Mesmo um pesquisador que
critica a eventual opção argentina
pela Alca admite que ela "é uma
atração para os parceiros do Brasil, porque parece oferecer acesso
maior a um mercado muito atrativo (o dos Estados Unidos)", como diz Mahrukh Doctor, pesquisador de Economia Política Internacional do Centro para Estudos
Brasileiros da Universidade britânica de Oxford.

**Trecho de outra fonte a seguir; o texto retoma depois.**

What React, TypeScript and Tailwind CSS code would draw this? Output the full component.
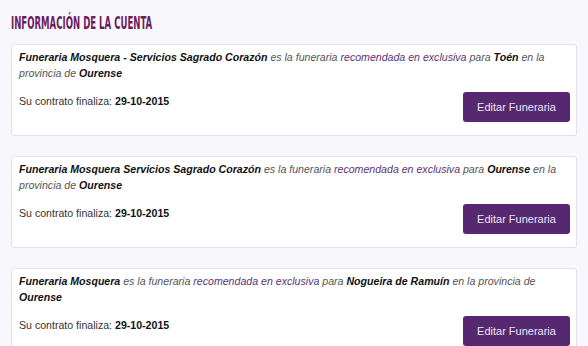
const cards = [
  {
    name: 'Funeraria Mosquera - Servicios Sagrado Corazón',
    place: 'Toén',
    province: 'Ourense',
    date: '29-10-2015',
  },
  {
    name: 'Funeraria Mosquera Servicios Sagrado Corazón',
    place: 'Ourense',
    province: 'Ourense',
    date: '29-10-2015',
  },
  {
    name: 'Funeraria Mosquera',
    place: 'Nogueira de Ramuín',
    province: 'Ourense',
    date: '29-10-2015',
  },
]

function AccountCard({ name, place, province, date }: (typeof cards)[number]) {
  return (
    <div className="bg-white border border-[#e3e2ea] rounded-[3px] pt-[4px] pl-[7px] pr-[6px] pb-[13px]">
      <p className="italic text-[#555] text-[10.6px] leading-[16px]">
        <b className="text-[#111]">{name}</b> es la funeraria{' '}
        <span className="text-[#5b3478]">recomendada en exclusiva</span> para{' '}
        <b className="text-[#111]">{place}</b> en la provincia de{' '}
        <b className="text-[#111]">{province}</b>
      </p>
      <div className="flex items-start justify-between mt-[11px]">
        <div className="text-[10.6px] leading-[16px] text-[#333] pt-[1px]">
          Su contrato finaliza: <b className="text-[#111]">{date}</b>
        </div>
        <button className="w-[107px] h-[30px] rounded-[3px] bg-[#55286f] text-[#ece4f3] text-[11px]">
          Editar Funeraria
        </button>
      </div>
    </div>
  )
}

export default function App() {
  return (
    <div className="min-h-[346px] bg-[#f8f7fc] pl-[11px] pr-[11px] pt-[13px] font-['Liberation_Sans',Arial,sans-serif]">
      <h2 className="font-['DejaVu_Sans',sans-serif] font-stretch-condensed font-bold text-[#6b1d5c] text-[17px] leading-[20px] mb-[11px] origin-left scale-x-[0.56] whitespace-nowrap">
        INFORMACIÓN DE LA CUENTA
      </h2>
      <div className="flex flex-col gap-[20px]">
        {cards.map((c, i) => (
          <AccountCard key={i} {...c} />
        ))}
      </div>
    </div>
  )
}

Doctor, no entanto, adverte:
"Os responsáveis pela política argentina devem ter consciência de
que seus bens mais competitivos
não são complementares, mas
competem com os produtos norte-americanos, e que o mercado
brasileiro oferece mais oportunidades de complementação".
Pode desmoronar
Fecha o círculo o brasileiro Gilberto Dupas, diretor-geral do
Grupo de Análise da Conjuntura
Internacional da USP (Universidade de São Paulo): "Se o processo da Alca avançar rapidamente,
aí o Mercosul desmorona, porque
a Argentina não terá condições de
sustentar uma aliança (com o
Brasil) que traz desconforto aos
Estados Unidos".
Para Dupas, a dúvida remanescente é saber se a Alca avançará
ou não rapidamente, o que depende muito mais de questões internas norte-americanas, cujo
Congresso, refletindo a própria
sociedade, está dividido a respeito
das vantagens do livre comércio.
Ou, para voltar ao paradoxo exposto por Moisés Naím, a perspectiva de o Mercosul desmoronar ou não está de fato mais nas
mãos de George Bush e de sua capacidade de "vender" a Alca ao
público interno do que dos dois
Fernandos que presidem Brasil e
Argentina.
Se o presidente norte-americano conseguir acelerar a Alca será a
materialização dos piores pesadelos do governo brasileiro, que teme ver o Mercosul abandonado
por todos os seus parceiros, sepultando a prioridade um da diplomacia brasileira.
Esse pesadelo pode não estar na
agenda formal da cúpula de Assunção, mas certamente assombrará o luxuoso Hotel Yatch y
Golf Club, que hospedará o encontro do Mercosul.